▸ Supplied material

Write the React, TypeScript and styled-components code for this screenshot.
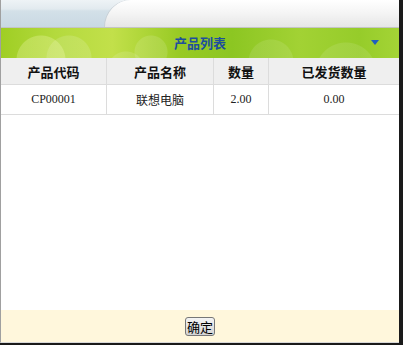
import React from "react";
import styled, { createGlobalStyle } from "styled-components";

const GlobalStyle = createGlobalStyle`
  html, body {
    margin: 0;
    padding: 0;
    background: #1a1a1a;
  }
  body {
    font-family: "Liberation Serif", "Noto Sans CJK SC", serif;
  }
`;

const rows = [{ code: "CP00001", name: "联想电脑", qty: "2.00", sent: "0.00" }];

export default function App() {
  return (
    <>
      <GlobalStyle />
      <Window>
        <TabBar>
          <TabRight />
        </TabBar>
        <Banner>
          <Title>产品列表</Title>
          <Arrow />
        </Banner>
        <Body>
          <Table>
            <thead>
              <tr>
                <Th width={105}>产品代码</Th>
                <Th width={106}>产品名称</Th>
                <Th width={54}>数量</Th>
                <Th>已发货数量</Th>
              </tr>
            </thead>
            <tbody>
              {rows.map((r) => (
                <tr key={r.code}>
                  <Td>{r.code}</Td>
                  <Td cjk>{r.name}</Td>
                  <Td>{r.qty}</Td>
                  <Td>{r.sent}</Td>
                </tr>
              ))}
            </tbody>
          </Table>
        </Body>
        <Footer>
          <OkButton>确定</OkButton>
        </Footer>
      </Window>
    </>
  );
}

const Window = styled.div`
  width: 399px;
  height: 343px;
  display: flex;
  flex-direction: column;
  background: #fff;
  border-left: 1px solid #a0a0a0;
  border-bottom: 1px solid #d8d8d8;
  box-sizing: border-box;
`;

const TabBar = styled.div`
  height: 27px;
  display: flex;
  background: linear-gradient(#eef3f6 0px, #e2eaef 9px, #d3e0e8 11px, #c9d9e3 27px);
  border-bottom: 1px solid #c4c4c4;
`;

const TabRight = styled.div`
  flex: 1;
  margin-left: 104px;
  border-top-left-radius: 26px 27px;
  background: linear-gradient(#ffffff, #f4f4f4 50%, #e6e6e6);
  box-shadow: -1px 0 0 #c8cfd4;
`;

const Banner = styled.div`
  height: 30px;
  position: relative;
  display: flex;
  align-items: center;
  justify-content: center;
  background:
    radial-gradient(circle at 40px 32px, rgba(255, 255, 200, 0.25) 0 24px, transparent 25px),
    radial-gradient(circle at 68px 30px, rgba(255, 255, 255, 0.14) 0 22px, transparent 23px),
    radial-gradient(circle at 150px 24px, rgba(255, 255, 255, 0.12) 0 16px, transparent 17px),
    radial-gradient(circle at 125px 42px, rgba(255, 255, 255, 0.12) 0 18px, transparent 19px),
    radial-gradient(circle at 270px 34px, rgba(255, 255, 255, 0.1) 0 22px, transparent 23px),
    radial-gradient(circle at 345px 45px, rgba(255, 255, 255, 0.1) 0 30px, transparent 31px),
    linear-gradient(90deg, #9fce24 0%, #b4da3e 14%, #c2e04a 28%, #98ca24 45%, #8cc622 58%, #a2d234 75%, #96cc2a 90%, #a4d436 100%);
`;

const Title = styled.span`
  font-family: "Noto Sans CJK SC", sans-serif;
  font-size: 13px;
  font-weight: bold;
  color: #1d4e9e;
  margin-top: -2px;
`;

const Arrow = styled.span`
  position: absolute;
  right: 20px;
  top: 12px;
  width: 0;
  height: 0;
  border-left: 4px solid transparent;
  border-right: 4px solid transparent;
  border-top: 5px solid #1f5fbf;
`;

const Body = styled.div`
  flex: 1;
  background: #fff;
`;

const Table = styled.table`
  width: 100%;
  border-collapse: collapse;
  table-layout: fixed;
`;

const Th = styled.th<{ width?: number }>`
  width: ${(p) => (p.width ? `${p.width}px` : "auto")};
  height: 26px;
  padding: 0;
  background: #efefef;
  border-right: 1px solid #dcdcdc;
  border-bottom: 1px solid #dcdcdc;
  font-family: "Noto Sans CJK SC", sans-serif;
  font-size: 13px;
  font-weight: bold;
  color: #111;
  &:last-child {
    border-right: none;
  }
`;

const Td = styled.td<{ cjk?: boolean }>`
  height: 29px;
  padding: 0;
  text-align: center;
  border-right: 1px solid #dcdcdc;
  border-bottom: 1px solid #dcdcdc;
  font-family: ${(p) =>
    p.cjk ? '"Noto Sans CJK SC", sans-serif' : '"Liberation Serif", "Noto Sans CJK SC", serif'};
  font-size: 12px;
  color: #222;
  &:last-child {
    border-right: none;
  }
`;

const Footer = styled.div`
  height: 32px;
  display: flex;
  align-items: center;
  justify-content: center;
  background: #fff7dc;
`;

const OkButton = styled.button`
  height: 19px;
  padding: 0 1px;
  font-family: "Noto Sans CJK SC", sans-serif;
  font-size: 13px;
  line-height: 15px;
  color: #000;
  background: linear-gradient(#f4f4f4, #d4d4d4);
  border: 1px solid #777;
  border-radius: 3px;
  cursor: pointer;
`;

▸ The request
The material above must be printed exactly, with its pictures left out.

▸ The solution
Write the React, TypeScript and styled-components code for this screenshot.
import React from "react";
import styled, { createGlobalStyle } from "styled-components";

const GlobalStyle = createGlobalStyle`
  html, body {
    margin: 0;
    padding: 0;
    background: #1a1a1a;
  }
  body {
    font-family: "Liberation Serif", "Noto Sans CJK SC", serif;
  }
`;

const rows = [{ code: "CP00001", name: "联想电脑", qty: "2.00", sent: "0.00" }];

export default function App() {
  return (
    <>
      <GlobalStyle />
      <Window>
        <TabBar>
          <TabRight />
        </TabBar>
        <Banner>
          <Title>产品列表</Title>
          <Arrow />
        </Banner>
        <Body>
          <Table>
            <thead>
              <tr>
                <Th width={105}>产品代码</Th>
                <Th width={106}>产品名称</Th>
                <Th width={54}>数量</Th>
                <Th>已发货数量</Th>
              </tr>
            </thead>
            <tbody>
              {rows.map((r) => (
                <tr key={r.code}>
                  <Td>{r.code}</Td>
                  <Td cjk>{r.name}</Td>
                  <Td>{r.qty}</Td>
                  <Td>{r.sent}</Td>
                </tr>
              ))}
            </tbody>
          </Table>
        </Body>
        <Footer>
          <OkButton>确定</OkButton>
        </Footer>
      </Window>
    </>
  );
}

const Window = styled.div`
  width: 399px;
  height: 343px;
  display: flex;
  flex-direction: column;
  background: #fff;
  border-left: 1px solid #a0a0a0;
  border-bottom: 1px solid #d8d8d8;
  box-sizing: border-box;
`;

const TabBar = styled.div`
  height: 27px;
  display: flex;
  background: linear-gradient(#eef3f6 0px, #e2eaef 9px, #d3e0e8 11px, #c9d9e3 27px);
  border-bottom: 1px solid #c4c4c4;
`;

const TabRight = styled.div`
  flex: 1;
  margin-left: 104px;
  border-top-left-radius: 26px 27px;
  background: linear-gradient(#ffffff, #f4f4f4 50%, #e6e6e6);
  box-shadow: -1px 0 0 #c8cfd4;
`;

const Banner = styled.div`
  height: 30px;
  position: relative;
  display: flex;
  align-items: center;
  justify-content: center;
  background:
    radial-gradient(circle at 40px 32px, rgba(255, 255, 200, 0.25) 0 24px, transparent 25px),
    radial-gradient(circle at 68px 30px, rgba(255, 255, 255, 0.14) 0 22px, transparent 23px),
    radial-gradient(circle at 150px 24px, rgba(255, 255, 255, 0.12) 0 16px, transparent 17px),
    radial-gradient(circle at 125px 42px, rgba(255, 255, 255, 0.12) 0 18px, transparent 19px),
    radial-gradient(circle at 270px 34px, rgba(255, 255, 255, 0.1) 0 22px, transparent 23px),
    radial-gradient(circle at 345px 45px, rgba(255, 255, 255, 0.1) 0 30px, transparent 31px),
    linear-gradient(90deg, #9fce24 0%, #b4da3e 14%, #c2e04a 28%, #98ca24 45%, #8cc622 58%, #a2d234 75%, #96cc2a 90%, #a4d436 100%);
`;

const Title = styled.span`
  font-family: "Noto Sans CJK SC", sans-serif;
  font-size: 13px;
  font-weight: bold;
  color: #1d4e9e;
  margin-top: -2px;
`;

const Arrow = styled.span`
  position: absolute;
  right: 20px;
  top: 12px;
  width: 0;
  height: 0;
  border-left: 4px solid transparent;
  border-right: 4px solid transparent;
  border-top: 5px solid #1f5fbf;
`;

const Body = styled.div`
  flex: 1;
  background: #fff;
`;

const Table = styled.table`
  width: 100%;
  border-collapse: collapse;
  table-layout: fixed;
`;

const Th = styled.th<{ width?: number }>`
  width: ${(p) => (p.width ? `${p.width}px` : "auto")};
  height: 26px;
  padding: 0;
  background: #efefef;
  border-right: 1px solid #dcdcdc;
  border-bottom: 1px solid #dcdcdc;
  font-family: "Noto Sans CJK SC", sans-serif;
  font-size: 13px;
  font-weight: bold;
  color: #111;
  &:last-child {
    border-right: none;
  }
`;

const Td = styled.td<{ cjk?: boolean }>`
  height: 29px;
  padding: 0;
  text-align: center;
  border-right: 1px solid #dcdcdc;
  border-bottom: 1px solid #dcdcdc;
  font-family: ${(p) =>
    p.cjk ? '"Noto Sans CJK SC", sans-serif' : '"Liberation Serif", "Noto Sans CJK SC", serif'};
  font-size: 12px;
  color: #222;
  &:last-child {
    border-right: none;
  }
`;

const Footer = styled.div`
  height: 32px;
  display: flex;
  align-items: center;
  justify-content: center;
  background: #fff7dc;
`;

const OkButton = styled.button`
  height: 19px;
  padding: 0 1px;
  font-family: "Noto Sans CJK SC", sans-serif;
  font-size: 13px;
  line-height: 15px;
  color: #000;
  background: linear-gradient(#f4f4f4, #d4d4d4);
  border: 1px solid #777;
  border-radius: 3px;
  cursor: pointer;
`;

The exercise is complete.